Circa 70AD the Romans were victorious in their siege against Jerusalem. It dispersed Jews all over the earth. They were despised and rejected wherever they went, and persecuted. The worst of it was Hitler’s “Final Solution,” the mass murder of the Jews we must never forget which we call The Holocaust.
The Old Testament book of Ezekiel details the return of the Jews. “Surely I will take the children of Israel from among the nations, wherever they have gone, and will gather them from every side and bring them into their own land” (37:21).
History bears witness of the mass return of Jews to Israel in the years following 1948. It is a miraculous fulfilled prophecy.
The Bible also predicts the rise of anti-Semitism as well as the great instability of the city of Jerusalem. “Behold, I will make Jerusalem a cup of drunkenness to all the surrounding peoples, when they lay siege against Judah and Jerusalem. And it shall happen in that day that I will make Jerusalem a very heavy stone for all peoples; all who would heave it away will surely be cut in pieces, though all nations of the earth are gathered against it” (Zechariah 12:2-3).

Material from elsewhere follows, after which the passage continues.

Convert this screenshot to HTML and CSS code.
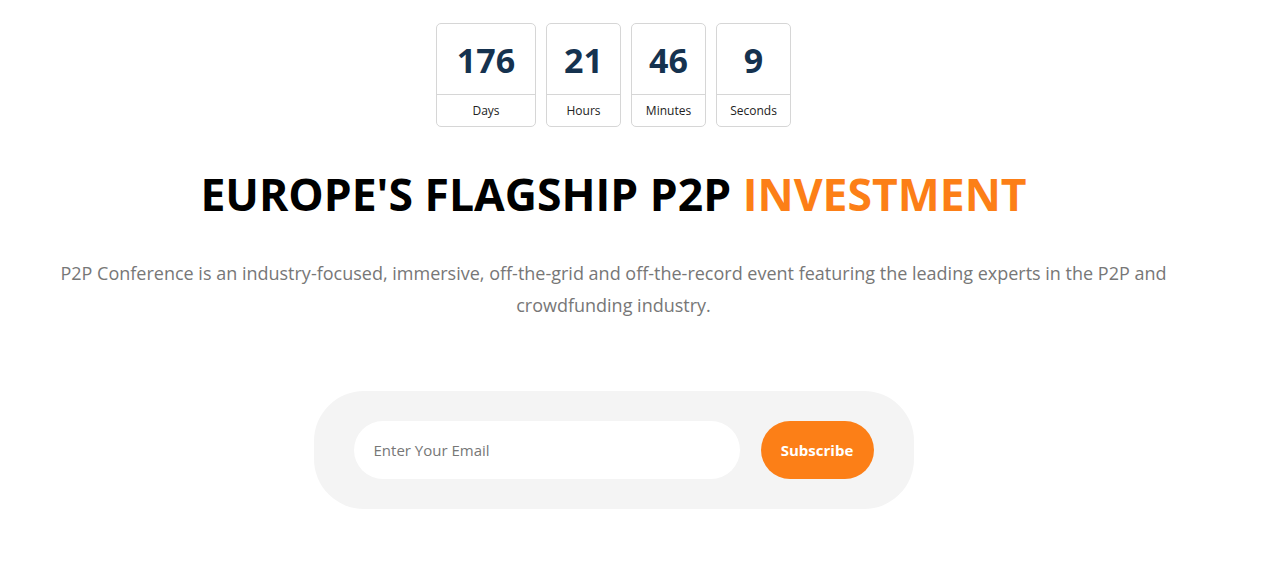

What is it going to take for Jews to recognize their Messiah? A seven-year time of trouble we most commonly call the Great Tribulation. We like to call it the name Jeremiah gave it – “The Time of Jacob’s Trouble.” It is the time God has set in order to win back His beloved nation.
It will work; all Israel will be saved.
God goes to the greatest lengths on account of His great love:
- If you are not a believer you are blind and deaf being held captive by the devil in a dark cell. When the Word of God is read & heard, God the Holy Spirit can open your blind eyes & desk ears. He invites you to see the Lord, Jesus Christ, on the Cross and then raised from the dead in resurrection. As the song says, “I have decided to follow Jesus.”
- We believers find a lot to apply. Remember that we are not Israel. These verses are about & for them. But to the extent they reveal God as the same yesterday, today & forever we carefully apply them to our walking with Jesus.
Salvation is inconceivable apart from Jesus.